Yet in the even dimmer, more distant, past we’d dress up to travel! As the family of a pilot we were no strangers to getting on a plane, and I remember my first-ever trip in British Airways Club Class in my little French-style pinafore, red gingham blouse and school shoes which I’d polished specially, just like I would do every Sunday before the week ahead. I enjoyed getting dressed up for the occasion, and I don’t recall that any other passengers were dressed more casually. In the 1980s we did all don our best bib and tucker to travel!
In summer 1992 I went to the airport with my best friend Jo’s family to see her off to Australia for her gap year. I was seventeen, but by then Jo was a real-life grown-up stretching her wings and embarking on what promised to be a fabulous adventure. Aged eighteen – a fully-fledged adult with a driving licence and considerable legal hangover experience already under her belt – she oozed both confidence and an early-90s scruffy teenager vibe: battered Converse boots, an unironed, oversized pale pink shirt, and the tiniest stretchy pull-on black ‘skirt’ I’d ever seen, with a pair of holey, laddered black opaque tights beneath. Jo would always be comfortable in her own skin, regardless of the unique garments she’d layer on top of it, and I envied her that.
Reader, it didn’t start well at the airport. Also a pilot’s daughter, Jo chanced her arm with the check-in staff. Ever the flirt, she opened her big brown eyes extra wide at the lady behind the desk marked ‘Staff Travel’.

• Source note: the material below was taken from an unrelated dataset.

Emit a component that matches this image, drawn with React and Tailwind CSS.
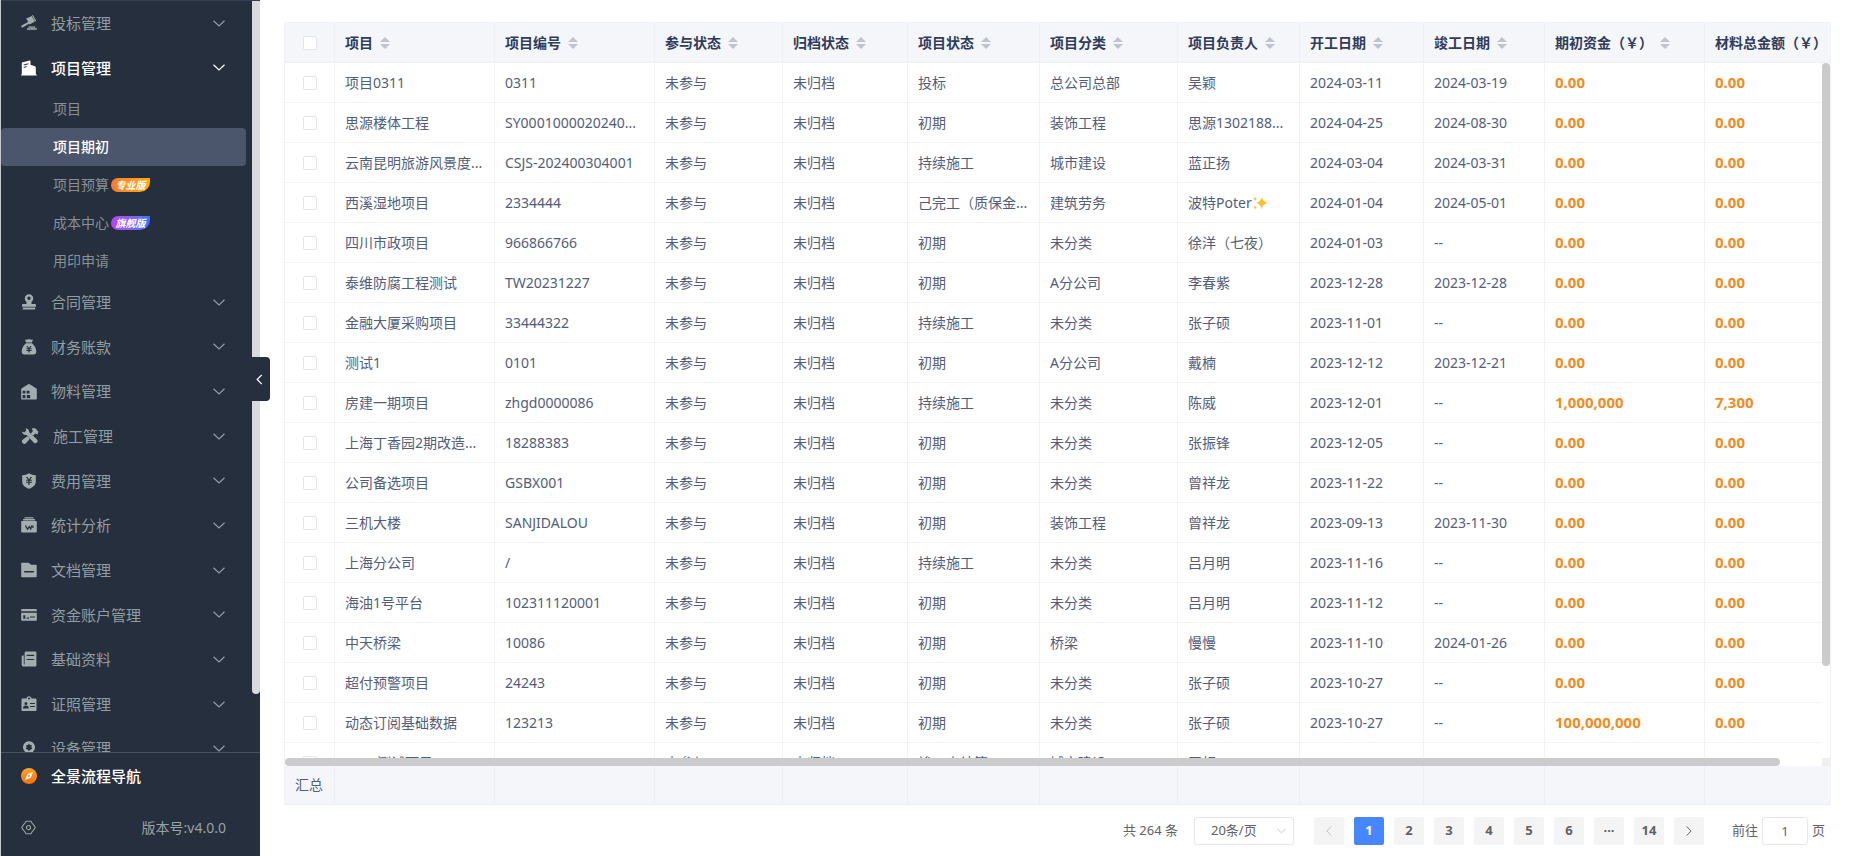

‘Can I have an upgrade?’ she simpered, tossing her nearly-dreadlocks and giggling. Her mother looked horrified.
‘Absolutely not!’ came the stiff retort. ‘Dressed like that you’re not even getting on the plane. ‘You are representing our airline!’
Jo’s mother raised her eyebrows at her husband. Stunned, Jo turned to her dad, biting her lip.
‘Oh, erm,’ he ventured. ‘Staff travel dress code. I remember now.’
Jo’s mum rolled her eyes. She was furious. ‘Come on, girls. We’re going shopping!’
Heathrow Terminal 4 had a branch of every teenage girl’s favourite shop: Miss Selfridge, Next, Oasis, Dorothy Perkins, the works… With a flight to catch Jo wasted no time trying on skirts, blouses and cardigans. Her mum was torn between finding a new pair of tights and a hairbrush, obviously not both available in the same shop, and her dad had sloped off to a quiet corner of the concourse to ‘look after Jo’s rucksack’.
In due course Jo appeared from a changing room looking like quite the young business traveller, wearing a pair of black fitted shorts a thousand and fifty times longer than the skirt she’d been wearing, a new pair of black tights and a sprigged cotton blouse. She’d even found some high heels. Her mum and I collected up the bundle of tatty garments vetoed by check-in, and after we’d found her dad, stuffed them into Jo’s rucksack.
‘What am I going to do with all this new stuff when I get there?’ Jo asked. ‘I’m backpacking!’
‘Post it to us!’ Her dad caught his wife’s exasperated eye. ‘I’ll pay you back.’
The time-limited destiny of Jo’s new outfit having been established, the staff travel check-in desk was waiting.
‘That’s more like it!’ While not actually impressed, it appeared that the lady in charge was feeling at least more benevolent towards Jo now that she looked the part.
At that point I noticed a sign we’d all missed earlier.
PLEASE DO NOT ASK FOR AN UPGRADE
AS REFUSAL OFTEN OFFENDS
Oops.
For better or worse, Jo had always paid great attention to her appearance, and in her late teenage years was generally out to shock with her clothing choices.
In contrast, for me it’s always been about comfort. I’m a jeans-and-a-jumper girl. As a child I’d always been dressed for the outdoors in things like corduroy trousers, handknitted jumpers and Wellington boots. Okay, for birthday parties I’d put on a pretty dress and do twirls with all the other little girls in order to establish whose skirt looked the most like a lampshade, but as I got older, occasions when we’d meet in non-school time seemed to require the adherence to a certain unpublished dress code. Reader, I didn’t get the memo.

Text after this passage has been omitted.